:: Description of the task ::
The data below should be restated word for word, with every picture omitted.

***** Data provided *****

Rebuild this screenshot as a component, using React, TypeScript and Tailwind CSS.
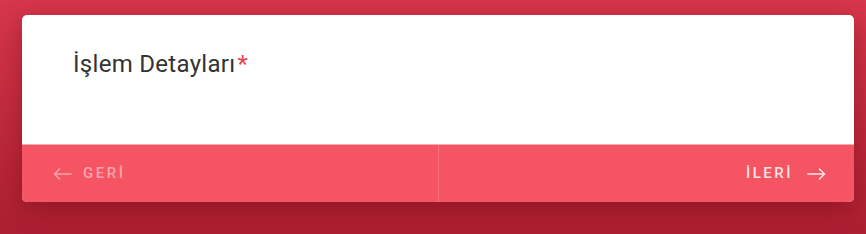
import React from 'react';

const ArrowLeft = () => (
    <svg width="19" height="12" viewBox="0 0 19 12" fill="none" stroke="currentColor" strokeWidth="1.6" strokeLinecap="round" strokeLinejoin="round">
        <path d="M18 6H1.5M6.5 1L1.5 6l5 5" />
    </svg>
);

const ArrowRight = () => (
    <svg width="19" height="12" viewBox="0 0 19 12" fill="none" stroke="currentColor" strokeWidth="1.6" strokeLinecap="round" strokeLinejoin="round">
        <path d="M1 6h16.5M12.5 1l5 5-5 5" />
    </svg>
);

const App: React.FC = () => {
    return (
        <div
            className="flex h-[234px] w-[866px] items-start bg-gradient-to-b from-[#d7364b] to-[#ac1e31] pt-[15px] pl-[22px]"
            style={{ fontFamily: 'Roboto, "Noto Sans", sans-serif' }}
        >
            <div className="flex w-[832px] flex-col overflow-hidden rounded-[5px] bg-white shadow-[0_6px_24px_rgba(80,0,10,0.35)]">
                {/* Body */}
                <div className="h-[129px] pl-[51px] pt-[34px]">
                    <h2 className="text-[24px] leading-[30px] font-normal tracking-[0.3px] text-[#333]">
                        İşlem Detayları<span className="ml-[2px] text-[#e8414f]">*</span>
                    </h2>
                </div>

                {/* Footer */}
                <div className="grid h-[58px] grid-cols-2 border-t border-[#f8a9b1] bg-[#f55463]">
                    <button className="flex items-center gap-[11px] pl-[31px] text-[15px] font-medium tracking-[2.5px] text-[#fba3ad]">
                        <ArrowLeft />
                        <span>GERİ</span>
                    </button>
                    <button className="flex items-center justify-end gap-[14px] border-l border-[#f8737f] pr-[28px] text-[15px] font-medium tracking-[2.5px] text-[#fde3e6]">
                        <span>İLERİ</span>
                        <ArrowRight />
                    </button>
                </div>
            </div>
        </div>
    );
};

export default App;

*****

:: Response ::
Rebuild this screenshot as a component, using React, TypeScript and Tailwind CSS.
import React from 'react';

const ArrowLeft = () => (
    <svg width="19" height="12" viewBox="0 0 19 12" fill="none" stroke="currentColor" strokeWidth="1.6" strokeLinecap="round" strokeLinejoin="round">
        <path d="M18 6H1.5M6.5 1L1.5 6l5 5" />
    </svg>
);

const ArrowRight = () => (
    <svg width="19" height="12" viewBox="0 0 19 12" fill="none" stroke="currentColor" strokeWidth="1.6" strokeLinecap="round" strokeLinejoin="round">
        <path d="M1 6h16.5M12.5 1l5 5-5 5" />
    </svg>
);

const App: React.FC = () => {
    return (
        <div
            className="flex h-[234px] w-[866px] items-start bg-gradient-to-b from-[#d7364b] to-[#ac1e31] pt-[15px] pl-[22px]"
            style={{ fontFamily: 'Roboto, "Noto Sans", sans-serif' }}
        >
            <div className="flex w-[832px] flex-col overflow-hidden rounded-[5px] bg-white shadow-[0_6px_24px_rgba(80,0,10,0.35)]">
                {/* Body */}
                <div className="h-[129px] pl-[51px] pt-[34px]">
                    <h2 className="text-[24px] leading-[30px] font-normal tracking-[0.3px] text-[#333]">
                        İşlem Detayları<span className="ml-[2px] text-[#e8414f]">*</span>
                    </h2>
                </div>

                {/* Footer */}
                <div className="grid h-[58px] grid-cols-2 border-t border-[#f8a9b1] bg-[#f55463]">
                    <button className="flex items-center gap-[11px] pl-[31px] text-[15px] font-medium tracking-[2.5px] text-[#fba3ad]">
                        <ArrowLeft />
                        <span>GERİ</span>
                    </button>
                    <button className="flex items-center justify-end gap-[14px] border-l border-[#f8737f] pr-[28px] text-[15px] font-medium tracking-[2.5px] text-[#fde3e6]">
                        <span>İLERİ</span>
                        <ArrowRight />
                    </button>
                </div>
            </div>
        </div>
    );
};

export default App;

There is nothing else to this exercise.